Peter’s Take is a weekly opinion column. The views and opinions expressed in this column are those of the author and do not necessarily reflect the views of ARLnow.com.
Last week, Virginia Governor Terry McAuliffe announced that the state of Virginia is in “very serious negotiations” with the Washington Redskins to help the team build a new stadium in Virginia.
Governor McAuliffe explained how he plans to negotiate:
“What I always say is it’s got to make sense for the taxpayers of Virginia. We’ve got to negotiate a deal — my job as governor is to get economic activity — but you’ve also got to protect the taxpayer dollars. And we’ve got to be creative with this thing, so we’re protecting the taxpayers, it’s in the taxpayers’ best interests, and it’s a win-win for the Redskins.”
Discussion
The evidence is overwhelming that subsidizing the construction of a proposed new Redskins stadium will never be in the best interests of Virginia taxpayers.
Sports stadiums do not spur significant economic growth
Independent experts (like Roger Noll, a Stanford professor emeritus of economics and specialist on sports economics) repeatedly have concluded that sports stadiums do not spur significant economic growth:
“By comparison, other billion dollar facilities–like a major shopping center or large manufacturing plant–will employ many more people and generate substantially more revenue and taxes.”
These conclusions by independent experts contradict the rosy publicity bankrolled by self-interested owners or any government partners they can recruit.
The direct costs far outweigh the benefits
A very extensive study by the Federal Reserve Bank of Kansas City found that a typical stadium costs taxpayers more than four times more than any long-term benefits from jobs and tax revenues. Or, as this study diplomatically put it:
“Proponents of using public funds to finance stadium construction argue that the benefits from increased economic activity and increased tax revenue collection exceed the public outlays. But independent economic studies universally find such benefits to be much smaller than claimed.”
The opportunity costs further tilt the balance against taxpayer funding
The costs of a new Virginia stadium for the Redskins are even higher when you factor in the opportunity costs. Money spent on such a stadium is money that could have been spent:
- on a new dedicated funding stream for Metro’s capital replacement program, or
- to redress some of the critical deficiencies in Virginia’s mental health facilities, or
- for additional job retraining in areas of persistently high Virginia unemployment.
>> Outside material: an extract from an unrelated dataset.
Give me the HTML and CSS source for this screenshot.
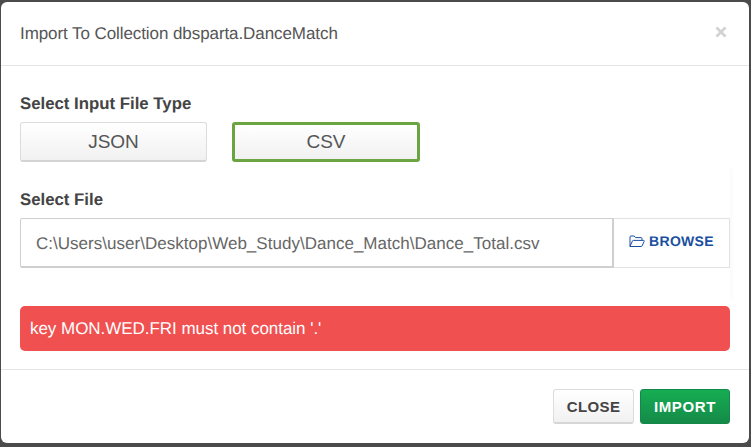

And, these are only three of hundreds of far more deserving uses of our Virginia taxpayer funds.
Dan Snyder doesn’t need the money
Redskins’ owner Dan Snyder is a billionaire who doesn’t need a public hand out. Public subsidies for a new Redskins stadium in Virginia will go directly into Dan Snyder’s pockets and into the pockets of already highly-compensated Redskins football players. A 2003 study by a member of the University of Texas economics department documented that a new stadium increases:
- team profits by an average of $13 million annually,
- payroll salaries by $14 million annually, and
- team book value by $90 million.
All these numbers are likely to be much higher in 2016 and into the future.
Conclusion
I admire Governor McAuliffe tremendously for all of the excellent work he has done to promote Virginia as a place to do business. In this particular case, he should hand the ball back to Dan Snyder.